Watkins, however, is a filmmaker, not a historian, and his intention with La Commune, it seems, is to create a new kind of political cinema, one that brazenly flouts the reigning conventions of contemporary cinema. A peculiar feature of La Commune, which will not fail to unsettle and intrigue viewers, is its tendency to slip rather abruptly from the historical present to the actual present, without any break in the mise en scène. Characters will begin discussing the historical legacy of the Commune from the perspective of 1999 without “breaking” character, and then drop back into the historical present. Watkins makes more deliberate use of this technique – a kind of strategic anachronism – in his bold decision to organize the film around a struggle between rival television networks - “Bourgeois TV” versus “Commune TV”. By means of this device, Watkins is able to break through the historical mystique of the Commune, and resituate its revolutionary spirit on a contemporary plane. States continue to oppress and immiserate the unpropertied classes, the film suggests, but now, 130 years later, it cannot be accomplished without a compliant, retrograde media apparatus.

The genius of La Commune is that the filmmaking immanently develops a critical alternative to the problem posed by the film. If Hollywood’s colonization of world cinema markets is an integral component of the media apparatus, as the film explicitly argues in the later sections (by means of the black title screens that narrate a bulk of the action), then making a film in deliberate defiance of the standards which embody the Hollywood ethic is a step toward reappropriating cinema. Every aspect of the filmmaking serves this end: the overwhelming use of non-professional actors; the director’s deference to the actors for much of the script; the offhand shift in temporal perspectives; the constant breaking of the “fourth wall”; the exclusion of all on-screen violence; the unusual amount of reading the viewer is forced to do. None of these techniques are new in themselves, but rarely have they been fused in one film, on the scale of La Commune. As a warning, Watkins’ design to recalibrate the expectations of cinema is an inspired and admirable project, but can make for exhausting viewing over six consecutive hours. It is therefore advised, in the spirit of its original release as a multi-part TV series, that it be viewed in more digestible segments.

 
 

The techniques employed by Watkins in La Commune have their origin not only in the neo-realist cinema of Italy, but also in the political dramaturgy of Bertolt Brecht. Brecht, by means of the Verfremdungseffekt – alternatively translated as “estrangement”, “defamiliarizing”, or simply “V” effect – invited the audience to look upon a familiar image or event with fresh eyes. It was a method designed to overcome the perceptual numbness that attends the age of mass consumption, and to re-present this reality in a critical frame. Late in his career, after returning to East Germany from exile in California, Brecht wrote a play on the Paris Commune, The Days of the Commune (Die Tage der Commune). Brecht drew his inspiration from a 1936 play on the Commune, The Defeat, by Nordahl Grieg, a Marxist poet and playwright from Norway who was killed in a bombing raid over Berlin.
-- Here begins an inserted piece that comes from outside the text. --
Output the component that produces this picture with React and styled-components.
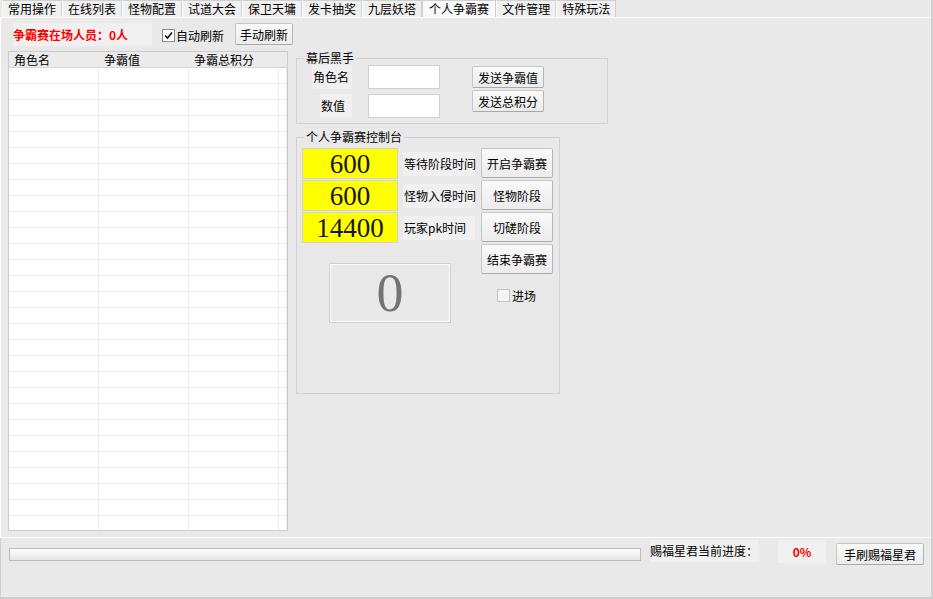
import React from "react";
import styled, { createGlobalStyle } from "styled-components";

const Global = createGlobalStyle`
  html, body {
    margin: 0;
    padding: 0;
    background: #e9e9e9;
  }
  body {
    font-family: "Noto Sans CJK SC", "Liberation Sans", sans-serif;
    font-size: 12px;
    color: #000;
  }
`;

const Root = styled.div`
  width: 933px;
  height: 599px;
  box-sizing: border-box;
  display: flex;
  flex-direction: column;
  border-right: 2px solid #cfcfcf;
  overflow: hidden;
`;

const TabStrip = styled.div`
  flex: 0 0 17px;
  display: flex;
  padding-left: 2px;
`;

const Tab = styled.div`
  height: 17px;
  box-sizing: border-box;
  padding: 0 ${p => (p.$active ? 6 : 5)}px;
  line-height: 16px;
  white-space: nowrap;
  background: ${p => (p.$active ? "#fafafa" : "#f0f0f0")};
  border: 1px solid #d0d0d0;
  border-bottom: none;
  border-left-color: ${p => (p.$active ? "#d0d0d0" : "#fdfdfd")};
`;

const Panel = styled.div`
  flex: 0 0 521px;
  box-sizing: border-box;
  display: flex;
  border-top: 1px solid #fff;
  border-left: 1px solid #fff;
  border-bottom: 1px solid #fff;
  padding-left: 7px;
`;

const LeftCol = styled.div`
  display: flex;
  flex-direction: column;
  padding-top: 5px;
  width: 280px;
  flex-shrink: 0;
`;

const TopBar = styled.div`
  display: flex;
  align-items: flex-start;
  height: 24px;
  & > * {
    flex-shrink: 0;
  }
`;

const RedLabel = styled.div`
  margin-left: 5px;
  width: 139px;
  height: 23px;
  line-height: 23px;
  background: #f0f0f0;
  color: #ff0000;
  font-weight: bold;
  white-space: nowrap;
`;

const CheckRow = styled.label`
  display: flex;
  align-items: center;
  gap: ${p => p.$gap || 2}px;
  height: 24px;
  margin-left: ${p => p.$ml || 0}px;
  margin-top: ${p => p.$mt || 0}px;
  white-space: nowrap;
`;

const Box = styled.span`
  width: 13px;
  height: 13px;
  box-sizing: border-box;
  border: 1px solid ${p => (p.$checked ? "#8a8a8a" : "#c4c4c4")};
  background: ${p => (p.$checked ? "#fff" : "#f4f4f4")};
  display: flex;
  align-items: center;
  justify-content: center;
`;

const Button = styled.div`
  width: ${p => p.$w}px;
  height: ${p => p.$h}px;
  box-sizing: border-box;
  margin-left: ${p => p.$ml || 0}px;
  margin-top: ${p => p.$mt || 0}px;
  border: 1px solid #c6c6c6;
  border-bottom-color: #a9a9a9;
  border-right-color: #b5b5b5;
  border-radius: 2px;
  background: linear-gradient(#f9f9f9, #ececec);
  display: flex;
  align-items: center;
  justify-content: center;
  white-space: nowrap;
  flex-shrink: 0;
`;

const Grid = styled.div`
  margin-top: 4px;
  width: 280px;
  height: 480px;
  box-sizing: border-box;
  border: 1px solid #cccccc;
  background: #fff;
  overflow: hidden;
`;

const GridRow = styled.div`
  display: grid;
  grid-template-columns: 90px 90px 90px 1fr;
  height: 16px;
  box-sizing: border-box;
  background: ${p => (p.$head ? "#ebebeb" : "#fff")};
  border-bottom: 1px solid ${p => (p.$head ? "#d6d6d6" : "#ececec")};
`;

const HeadCell = styled.div`
  padding-left: 5px;
  line-height: 15px;
  white-space: nowrap;
`;

const Cell = styled.div`
  border-right: 1px solid #ececec;
`;

const RightCol = styled.div`
  margin-left: 8px;
  padding-top: 33px;
  display: flex;
  flex-direction: column;
`;

const Group = styled.fieldset`
  margin: ${p => p.$mt || 0}px 0 0 0;
  padding: 0;
  width: ${p => p.$w}px;
  box-sizing: border-box;
  min-width: 0;
  border: 1px solid #d2d2d2;
`;

const Legend = styled.legend`
  margin-left: 7px;
  padding: 0 2px;
  line-height: 14px;
  font-size: 12px;
`;

const SecretBody = styled.div`
  display: flex;
  padding: 0 0 5px 15px;
`;

const Column = styled.div`
  display: flex;
  flex-direction: column;
  align-items: ${p => p.$align || "flex-start"};
  gap: ${p => p.$gap}px;
  width: ${p => (p.$w ? `${p.$w}px` : "auto")};
  margin-left: ${p => p.$ml || 0}px;
  padding-top: ${p => p.$pt || 0}px;
`;

const FieldLabel = styled.div`
  width: ${p => p.$w}px;
  height: 24px;
  line-height: 24px;
  box-sizing: border-box;
  padding-left: 1px;
  background: #f0f0f0;
  white-space: nowrap;
`;

const TextBox = styled.div`
  width: 72px;
  height: 24px;
  box-sizing: border-box;
  border: 1px solid #d0d0d0;
  background: #fff;
`;

const ConsoleBody = styled.div`
  display: flex;
  height: 249px;
  box-sizing: border-box;
  padding: 4px 0 0 5px;
`;

const LeftPart = styled.div`
  display: flex;
  flex-direction: column;
`;

const TimerRow = styled.div`
  display: flex;
  align-items: center;
  height: 31px;
  margin-bottom: 1px;
`;

const Yellow = styled.div`
  width: 96px;
  height: 31px;
  box-sizing: border-box;
  border: 1px solid #d2d2d2;
  background: #ffff00;
  color: #151515;
  font-family: "Liberation Serif", serif;
  font-size: 27px;
  line-height: 30px;
  text-align: center;
`;

const TimerLabel = styled.div`
  margin-left: 5px;
  width: 72px;
  height: 24px;
  line-height: 24px;
  padding-left: 1px;
  box-sizing: border-box;
  background: #f0f0f0;
  white-space: nowrap;
`;

const ZeroBox = styled.div`
  margin: 19px 0 0 27px;
  width: 122px;
  height: 60px;
  box-sizing: border-box;
  border: 1px solid #d0d0d0;
  box-shadow: inset 0 0 0 1px #fbfbfb;
  color: #747474;
  font-family: "Liberation Serif", serif;
  font-size: 54px;
  line-height: 58px;
  text-align: center;
`;

const BottomBar = styled.div`
  flex: 1;
  box-sizing: border-box;
  display: flex;
  align-items: flex-start;
  padding-left: 8px;
  border-left: 1px solid #d0d0d0;
  border-bottom: 2px solid #cdcdcd;
`;

const Progress = styled.div`
  margin-top: 10px;
  width: 632px;
  height: 13px;
  box-sizing: border-box;
  border: 1px solid #bdbdbd;
  background: linear-gradient(#fefefe, #e6e6e6);
`;

const InfoLabel = styled.div`
  margin: 2px 0 0 9px;
  width: 109px;
  height: 22px;
  line-height: 22px;
  background: #f0f0f0;
  white-space: nowrap;
`;

const Percent = styled.div`
  margin: 2px 0 0 19px;
  width: 48px;
  height: 23px;
  line-height: 23px;
  background: #f0f0f0;
  color: #ff0000;
  font-weight: bold;
  text-align: center;
`;

const Check = () => (
  <svg width="9" height="9" viewBox="0 0 9 9">
    <path d="M1 4.5 L3.5 7 L8 1.5" fill="none" stroke="#111" strokeWidth="1.6" />
  </svg>
);

const tabs = ["常用操作", "在线列表", "怪物配置", "试道大会", "保卫天墉", "发卡抽奖", "九层妖塔", "个人争霸赛", "文件管理", "特殊玩法"];

const timers = [
  { value: "600", label: "等待阶段时间" },
  { value: "600", label: "怪物入侵时间" },
  { value: "14400", label: "玩家pk时间" },
];

const App = () => {
  const rows = Array.from({ length: 30 }, (_, i) => i);
  return (
    <Root>
      <Global />
      <TabStrip>
        {tabs.map(t => (
          <Tab key={t} $active={t === "个人争霸赛"}>{t}</Tab>
        ))}
      </TabStrip>
      <Panel>
        <LeftCol>
          <TopBar>
            <RedLabel>争霸赛在场人员：0人</RedLabel>
            <CheckRow $ml={10} $gap={1}>
              <Box $checked><Check /></Box>
              自动刷新
            </CheckRow>
            <Button $w={58} $h={22} $ml={11}>手动刷新</Button>
          </TopBar>
          <Grid>
            <GridRow $head>
              <HeadCell>角色名</HeadCell>
              <HeadCell>争霸值</HeadCell>
              <HeadCell>争霸总积分</HeadCell>
              <HeadCell />
            </GridRow>
            {rows.map(r => (
              <GridRow key={r}>
                <Cell />
                <Cell />
                <Cell />
                <Cell />
              </GridRow>
            ))}
          </Grid>
        </LeftCol>
        <RightCol>
          <Group $w={312}>
            <Legend>幕后黑手</Legend>
            <SecretBody>
              <Column $gap={5} $w={40} $align="flex-end">
                <FieldLabel $w={40}>角色名</FieldLabel>
                <FieldLabel $w={32}>数值</FieldLabel>
              </Column>
              <Column $gap={5} $ml={16}>
                <TextBox />
                <TextBox />
              </Column>
              <Column $gap={2} $ml={32} $pt={1}>
                <Button $w={72} $h={22}>发送争霸值</Button>
                <Button $w={72} $h={22}>发送总积分</Button>
              </Column>
            </SecretBody>
          </Group>
          <Group $w={264} $mt={6}>
            <Legend>个人争霸赛控制台</Legend>
            <ConsoleBody>
              <LeftPart>
                {timers.map((t, i) => (
                  <TimerRow key={i}>
                    <Yellow>{t.value}</Yellow>
                    <TimerLabel>{t.label}</TimerLabel>
                  </TimerRow>
                ))}
                <ZeroBox>0</ZeroBox>
              </LeftPart>
              <Column $gap={2} $ml={6}>
                <Button $w={72} $h={30}>开启争霸赛</Button>
                <Button $w={72} $h={30}>怪物阶段</Button>
                <Button $w={72} $h={30}>切磋阶段</Button>
                <Button $w={72} $h={30}>结束争霸赛</Button>
                <CheckRow $ml={16} $mt={7}>
                  <Box />
                  进场
                </CheckRow>
              </Column>
            </ConsoleBody>
          </Group>
        </RightCol>
      </Panel>
      <BottomBar>
        <Progress />
        <InfoLabel>赐福星君当前进度：</InfoLabel>
        <Percent>0%</Percent>
        <Button $w={88} $h={22} $ml={10} $mt={5}>手刷赐福星君</Button>
      </BottomBar>
    </Root>
  );
};

export default App;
The play was apparently written hastily at the end of 1948, and upon completion, sent to friend and theater critic Eric Bentley, who wrote back that it was a major disappointment. Brecht thereafter dropped what was to be his final full-length play, and it would be performed only in 1956 after his death.
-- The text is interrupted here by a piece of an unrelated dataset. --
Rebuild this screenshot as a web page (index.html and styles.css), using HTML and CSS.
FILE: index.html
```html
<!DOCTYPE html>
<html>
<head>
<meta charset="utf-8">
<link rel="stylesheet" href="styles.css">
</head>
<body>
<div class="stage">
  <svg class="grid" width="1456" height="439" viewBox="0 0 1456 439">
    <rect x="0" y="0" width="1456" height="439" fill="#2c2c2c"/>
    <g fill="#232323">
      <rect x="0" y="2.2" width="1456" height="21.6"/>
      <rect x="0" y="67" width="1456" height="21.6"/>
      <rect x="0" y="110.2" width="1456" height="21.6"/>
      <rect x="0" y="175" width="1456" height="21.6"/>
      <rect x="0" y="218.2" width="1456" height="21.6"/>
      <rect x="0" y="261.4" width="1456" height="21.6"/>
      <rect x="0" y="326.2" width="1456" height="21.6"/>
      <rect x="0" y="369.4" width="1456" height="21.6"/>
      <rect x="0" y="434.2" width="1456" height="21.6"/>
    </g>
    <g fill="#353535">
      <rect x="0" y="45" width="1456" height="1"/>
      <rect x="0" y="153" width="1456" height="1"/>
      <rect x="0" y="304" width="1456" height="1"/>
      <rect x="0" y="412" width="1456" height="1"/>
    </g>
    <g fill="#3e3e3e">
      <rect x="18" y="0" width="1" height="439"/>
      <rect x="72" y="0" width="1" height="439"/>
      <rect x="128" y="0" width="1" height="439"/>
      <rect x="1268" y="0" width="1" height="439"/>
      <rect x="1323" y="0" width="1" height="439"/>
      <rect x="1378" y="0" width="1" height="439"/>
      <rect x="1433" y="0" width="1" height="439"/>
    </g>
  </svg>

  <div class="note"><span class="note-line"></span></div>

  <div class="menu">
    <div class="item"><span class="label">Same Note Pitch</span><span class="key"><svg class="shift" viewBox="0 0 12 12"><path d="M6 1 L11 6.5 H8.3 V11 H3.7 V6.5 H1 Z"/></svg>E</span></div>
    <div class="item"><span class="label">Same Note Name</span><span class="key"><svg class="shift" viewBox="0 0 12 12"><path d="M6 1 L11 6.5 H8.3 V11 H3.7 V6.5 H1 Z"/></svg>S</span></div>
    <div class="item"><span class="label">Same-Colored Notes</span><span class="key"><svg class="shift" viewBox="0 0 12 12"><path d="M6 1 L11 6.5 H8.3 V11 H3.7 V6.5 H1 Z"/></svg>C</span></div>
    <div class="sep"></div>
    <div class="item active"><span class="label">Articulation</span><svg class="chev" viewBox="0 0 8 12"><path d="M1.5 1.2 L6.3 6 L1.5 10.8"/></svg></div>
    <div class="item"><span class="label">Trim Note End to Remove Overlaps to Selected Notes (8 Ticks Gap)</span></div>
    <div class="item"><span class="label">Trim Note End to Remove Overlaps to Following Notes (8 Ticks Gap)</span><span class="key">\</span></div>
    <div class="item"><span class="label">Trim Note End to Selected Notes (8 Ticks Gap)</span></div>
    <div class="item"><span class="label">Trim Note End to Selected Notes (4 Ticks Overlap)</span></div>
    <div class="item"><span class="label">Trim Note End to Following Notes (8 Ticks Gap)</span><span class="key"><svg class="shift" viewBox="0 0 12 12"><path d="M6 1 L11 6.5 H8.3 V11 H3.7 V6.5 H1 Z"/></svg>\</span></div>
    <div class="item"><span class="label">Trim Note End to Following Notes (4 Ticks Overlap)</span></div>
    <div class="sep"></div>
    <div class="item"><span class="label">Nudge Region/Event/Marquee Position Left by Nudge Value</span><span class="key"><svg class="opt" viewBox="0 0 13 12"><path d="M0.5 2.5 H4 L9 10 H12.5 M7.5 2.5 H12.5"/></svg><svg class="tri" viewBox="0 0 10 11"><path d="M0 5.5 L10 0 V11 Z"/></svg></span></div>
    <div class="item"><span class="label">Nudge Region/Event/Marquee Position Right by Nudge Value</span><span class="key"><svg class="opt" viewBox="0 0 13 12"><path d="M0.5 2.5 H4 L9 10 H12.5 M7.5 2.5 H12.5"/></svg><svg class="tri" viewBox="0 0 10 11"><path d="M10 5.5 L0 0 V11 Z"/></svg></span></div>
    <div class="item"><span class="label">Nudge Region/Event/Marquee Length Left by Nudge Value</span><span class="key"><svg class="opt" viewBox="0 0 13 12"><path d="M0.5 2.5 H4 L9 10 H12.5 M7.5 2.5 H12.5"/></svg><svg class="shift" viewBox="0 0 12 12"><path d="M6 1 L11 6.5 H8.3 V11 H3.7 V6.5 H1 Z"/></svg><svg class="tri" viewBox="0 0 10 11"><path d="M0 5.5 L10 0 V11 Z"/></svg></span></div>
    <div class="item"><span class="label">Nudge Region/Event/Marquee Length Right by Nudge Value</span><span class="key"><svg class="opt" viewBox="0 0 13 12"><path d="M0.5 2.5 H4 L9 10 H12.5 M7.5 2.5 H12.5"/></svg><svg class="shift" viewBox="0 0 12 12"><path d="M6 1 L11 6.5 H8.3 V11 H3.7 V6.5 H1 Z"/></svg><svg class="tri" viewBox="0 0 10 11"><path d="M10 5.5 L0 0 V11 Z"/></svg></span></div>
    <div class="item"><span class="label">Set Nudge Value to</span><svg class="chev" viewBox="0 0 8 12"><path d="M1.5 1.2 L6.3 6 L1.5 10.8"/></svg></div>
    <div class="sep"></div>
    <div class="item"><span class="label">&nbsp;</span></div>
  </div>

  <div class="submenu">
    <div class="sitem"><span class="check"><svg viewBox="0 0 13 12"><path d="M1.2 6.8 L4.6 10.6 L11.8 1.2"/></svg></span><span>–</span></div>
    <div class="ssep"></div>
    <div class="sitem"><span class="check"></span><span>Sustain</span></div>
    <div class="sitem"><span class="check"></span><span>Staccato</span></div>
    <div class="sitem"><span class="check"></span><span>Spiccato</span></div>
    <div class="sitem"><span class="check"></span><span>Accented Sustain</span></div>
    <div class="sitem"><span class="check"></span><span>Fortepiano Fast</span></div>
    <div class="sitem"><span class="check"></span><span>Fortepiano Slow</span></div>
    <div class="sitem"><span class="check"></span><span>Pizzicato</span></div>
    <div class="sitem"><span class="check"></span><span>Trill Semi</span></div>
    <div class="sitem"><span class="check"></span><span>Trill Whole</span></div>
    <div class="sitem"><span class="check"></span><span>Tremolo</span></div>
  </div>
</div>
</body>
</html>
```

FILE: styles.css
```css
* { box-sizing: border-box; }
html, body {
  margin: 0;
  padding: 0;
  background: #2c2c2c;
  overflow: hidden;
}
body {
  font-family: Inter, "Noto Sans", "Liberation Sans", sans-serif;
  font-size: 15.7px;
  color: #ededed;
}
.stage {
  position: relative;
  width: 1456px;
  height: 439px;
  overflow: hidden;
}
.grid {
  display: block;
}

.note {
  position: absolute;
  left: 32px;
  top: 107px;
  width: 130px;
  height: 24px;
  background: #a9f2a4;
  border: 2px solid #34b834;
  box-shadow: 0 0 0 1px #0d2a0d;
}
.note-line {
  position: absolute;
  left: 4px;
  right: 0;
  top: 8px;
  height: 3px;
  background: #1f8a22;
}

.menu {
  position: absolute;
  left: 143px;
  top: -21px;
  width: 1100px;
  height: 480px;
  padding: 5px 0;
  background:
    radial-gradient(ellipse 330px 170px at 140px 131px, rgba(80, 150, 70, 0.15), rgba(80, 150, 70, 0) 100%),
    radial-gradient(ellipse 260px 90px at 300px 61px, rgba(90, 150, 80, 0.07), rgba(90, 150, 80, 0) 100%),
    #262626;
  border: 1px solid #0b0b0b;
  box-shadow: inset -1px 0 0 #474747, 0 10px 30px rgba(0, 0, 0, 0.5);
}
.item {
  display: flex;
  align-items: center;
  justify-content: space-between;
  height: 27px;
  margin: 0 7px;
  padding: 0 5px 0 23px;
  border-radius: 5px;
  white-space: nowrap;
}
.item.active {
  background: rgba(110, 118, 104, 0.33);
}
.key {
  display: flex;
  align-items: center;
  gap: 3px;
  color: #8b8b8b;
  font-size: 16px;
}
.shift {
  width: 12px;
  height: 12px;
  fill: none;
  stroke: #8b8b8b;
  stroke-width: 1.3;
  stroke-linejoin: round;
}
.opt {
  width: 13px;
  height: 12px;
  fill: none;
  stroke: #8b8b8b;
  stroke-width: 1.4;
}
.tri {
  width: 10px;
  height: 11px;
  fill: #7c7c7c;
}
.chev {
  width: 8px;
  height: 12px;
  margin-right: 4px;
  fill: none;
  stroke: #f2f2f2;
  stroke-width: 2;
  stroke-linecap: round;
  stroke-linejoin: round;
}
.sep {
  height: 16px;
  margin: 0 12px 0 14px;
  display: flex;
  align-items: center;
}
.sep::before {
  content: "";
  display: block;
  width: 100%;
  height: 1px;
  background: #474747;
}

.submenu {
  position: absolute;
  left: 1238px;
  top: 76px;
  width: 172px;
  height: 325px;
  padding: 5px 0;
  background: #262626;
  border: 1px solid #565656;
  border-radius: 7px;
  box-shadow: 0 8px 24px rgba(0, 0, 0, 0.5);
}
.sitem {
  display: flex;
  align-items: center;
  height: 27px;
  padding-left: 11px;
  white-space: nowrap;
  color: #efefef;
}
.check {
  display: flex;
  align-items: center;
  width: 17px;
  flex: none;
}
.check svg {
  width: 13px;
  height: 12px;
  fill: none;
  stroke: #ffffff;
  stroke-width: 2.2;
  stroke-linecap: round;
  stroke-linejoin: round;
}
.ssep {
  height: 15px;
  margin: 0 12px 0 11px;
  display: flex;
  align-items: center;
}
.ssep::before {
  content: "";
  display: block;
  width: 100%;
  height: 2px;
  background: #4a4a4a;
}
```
Whereas Watkins’ film, with its enormous canvas, depicts the Communards as a collective subject, Brecht’s play follows the lives of a few characters – namely “Papa”, Coco, Babette, Geneviève, Mme Cabet and her son – against the unfolding events of the Commune. As such, Brecht is able to convey the pathos of the Commune with greater force, as the protagonists, swept up in the inexorable logic of the revolution, are confronted with difficult questions of loyalty and commitment. In this sense, Brecht stages the Commune as a kind of laboratory for testing the strength of the human character under revolutionary circumstances, much as he does in Mother Courage. This is not to say, however, that Brecht is uninterested in the revolution itself. On the contrary, Days of the Commune is clearly enamored of the Commune’s establishment of a workers’ democracy, not to mention the social reforms undertaken by it, including greater equality for women. At the same time, it’s difficult to ignore Brecht’s sense of irony as the Central Committee, with its back against the wall, takes on emergency dictatorial powers. Here, Brecht, a committed Marxist, seems to recognize in the Commune the same tendency that would lead the Soviet state under Stalin to turn its back on the Revolution. Compromised from within, and crushed from without by Thiers’ forces, the Commune, in Brecht’s hands, is a far bleaker referent than it is for Watkins.
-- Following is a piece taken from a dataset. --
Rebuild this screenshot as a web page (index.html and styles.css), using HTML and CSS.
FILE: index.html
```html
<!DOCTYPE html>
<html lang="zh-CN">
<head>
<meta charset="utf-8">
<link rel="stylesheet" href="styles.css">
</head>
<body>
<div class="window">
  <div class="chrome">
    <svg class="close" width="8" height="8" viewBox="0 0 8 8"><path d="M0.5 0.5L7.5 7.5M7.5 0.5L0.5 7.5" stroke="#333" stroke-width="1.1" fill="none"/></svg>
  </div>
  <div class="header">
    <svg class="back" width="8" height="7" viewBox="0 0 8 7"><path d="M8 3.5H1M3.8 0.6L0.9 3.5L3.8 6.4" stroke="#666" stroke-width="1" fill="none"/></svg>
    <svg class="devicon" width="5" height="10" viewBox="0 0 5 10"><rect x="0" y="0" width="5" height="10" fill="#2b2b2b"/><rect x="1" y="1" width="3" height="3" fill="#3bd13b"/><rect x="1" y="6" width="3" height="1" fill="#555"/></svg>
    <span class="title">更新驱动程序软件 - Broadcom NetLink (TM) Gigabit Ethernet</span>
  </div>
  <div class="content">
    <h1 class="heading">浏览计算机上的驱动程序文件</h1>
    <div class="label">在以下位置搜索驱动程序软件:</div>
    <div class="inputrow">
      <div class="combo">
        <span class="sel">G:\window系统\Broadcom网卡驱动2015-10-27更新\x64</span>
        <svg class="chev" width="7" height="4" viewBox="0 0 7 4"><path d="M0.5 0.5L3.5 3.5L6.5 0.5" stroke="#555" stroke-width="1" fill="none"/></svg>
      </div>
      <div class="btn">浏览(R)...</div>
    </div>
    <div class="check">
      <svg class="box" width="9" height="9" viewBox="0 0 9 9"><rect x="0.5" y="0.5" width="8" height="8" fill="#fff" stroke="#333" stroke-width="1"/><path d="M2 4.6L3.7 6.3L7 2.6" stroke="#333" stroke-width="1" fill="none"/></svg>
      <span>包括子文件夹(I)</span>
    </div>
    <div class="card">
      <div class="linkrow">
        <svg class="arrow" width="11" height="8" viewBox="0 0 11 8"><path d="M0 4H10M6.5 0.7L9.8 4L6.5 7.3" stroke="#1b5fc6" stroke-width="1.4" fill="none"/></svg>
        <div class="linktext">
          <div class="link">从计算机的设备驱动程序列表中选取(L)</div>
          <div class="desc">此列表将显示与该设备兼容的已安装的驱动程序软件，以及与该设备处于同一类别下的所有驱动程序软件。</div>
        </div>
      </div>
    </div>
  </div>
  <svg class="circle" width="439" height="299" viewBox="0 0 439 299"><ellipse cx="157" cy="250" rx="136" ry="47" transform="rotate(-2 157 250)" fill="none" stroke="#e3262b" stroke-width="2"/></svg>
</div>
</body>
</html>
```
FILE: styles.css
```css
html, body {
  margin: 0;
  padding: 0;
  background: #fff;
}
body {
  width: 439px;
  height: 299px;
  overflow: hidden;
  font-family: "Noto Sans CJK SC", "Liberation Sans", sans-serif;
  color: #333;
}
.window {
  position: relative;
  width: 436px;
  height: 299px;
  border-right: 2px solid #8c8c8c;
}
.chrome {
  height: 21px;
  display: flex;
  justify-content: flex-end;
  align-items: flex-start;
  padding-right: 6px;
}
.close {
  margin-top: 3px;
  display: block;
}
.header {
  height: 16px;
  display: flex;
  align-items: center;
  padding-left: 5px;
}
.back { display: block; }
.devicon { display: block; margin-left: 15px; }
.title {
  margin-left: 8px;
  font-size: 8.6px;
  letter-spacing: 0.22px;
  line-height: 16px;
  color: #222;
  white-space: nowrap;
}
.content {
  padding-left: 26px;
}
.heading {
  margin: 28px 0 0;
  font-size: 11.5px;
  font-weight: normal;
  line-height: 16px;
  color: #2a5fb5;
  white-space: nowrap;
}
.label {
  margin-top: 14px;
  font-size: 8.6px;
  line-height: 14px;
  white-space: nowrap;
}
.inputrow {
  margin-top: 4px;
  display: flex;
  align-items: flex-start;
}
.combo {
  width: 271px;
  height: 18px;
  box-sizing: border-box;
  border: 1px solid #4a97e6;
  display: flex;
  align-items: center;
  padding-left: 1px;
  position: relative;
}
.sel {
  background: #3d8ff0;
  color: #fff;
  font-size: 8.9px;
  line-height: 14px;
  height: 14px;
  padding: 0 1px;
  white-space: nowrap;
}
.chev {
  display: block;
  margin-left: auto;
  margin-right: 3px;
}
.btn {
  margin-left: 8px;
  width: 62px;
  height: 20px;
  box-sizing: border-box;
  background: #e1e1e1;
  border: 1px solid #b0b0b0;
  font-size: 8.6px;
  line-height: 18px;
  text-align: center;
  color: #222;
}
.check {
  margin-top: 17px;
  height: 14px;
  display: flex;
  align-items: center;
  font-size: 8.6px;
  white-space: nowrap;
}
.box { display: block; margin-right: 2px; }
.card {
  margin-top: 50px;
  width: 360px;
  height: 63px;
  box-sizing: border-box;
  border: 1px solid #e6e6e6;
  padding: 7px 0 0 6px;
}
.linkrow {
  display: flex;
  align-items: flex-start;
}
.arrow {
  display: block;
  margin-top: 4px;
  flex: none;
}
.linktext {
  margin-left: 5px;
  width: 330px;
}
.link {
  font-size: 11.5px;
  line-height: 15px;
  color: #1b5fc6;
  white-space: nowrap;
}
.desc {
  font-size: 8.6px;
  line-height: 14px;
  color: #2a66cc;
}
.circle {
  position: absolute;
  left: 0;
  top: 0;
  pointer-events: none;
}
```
Those interested in Brecht will need to see John Walter’s recent documentary on the playwright, Theater of War (ostensibly cribbed from Eric Bentley’s study of the same title). The film’s point of departure is The Public Theater’s 2006 production of Mother Courage and Her Children, which stars Meryl Streep as Mother Courage, and enlists Tony Kushner as the play’s translator and interpreter. Walter takes the audience through each stage of the play’s production, from read-throughs to the performance in Central Park in the scorching summer of 2006, splicing in interviews with the actors, producers, technicians, and outside of The Public Theater’s ambit, Carl Weber, a student of and expert on Brecht, and Brecht’s daughter. A later segment of the film sketches the life of the playwright with the aid of archival footage, the most exciting of which is Brecht’s comic hearing before the House Un-American Activities Committee. The film’s animating spirit, much to its credit, is searching rather than didactic. None of the interviewees are entirely confident in their assessments of Brecht’s contemporary relevance, but as an ensemble they limn its essential contours. With a war constantly looming in the background, at the height of its unpopularity, the interviewees sense Brecht’s remarkable ability to render the processes which confine and alienate individuals in a war-driven capitalist society.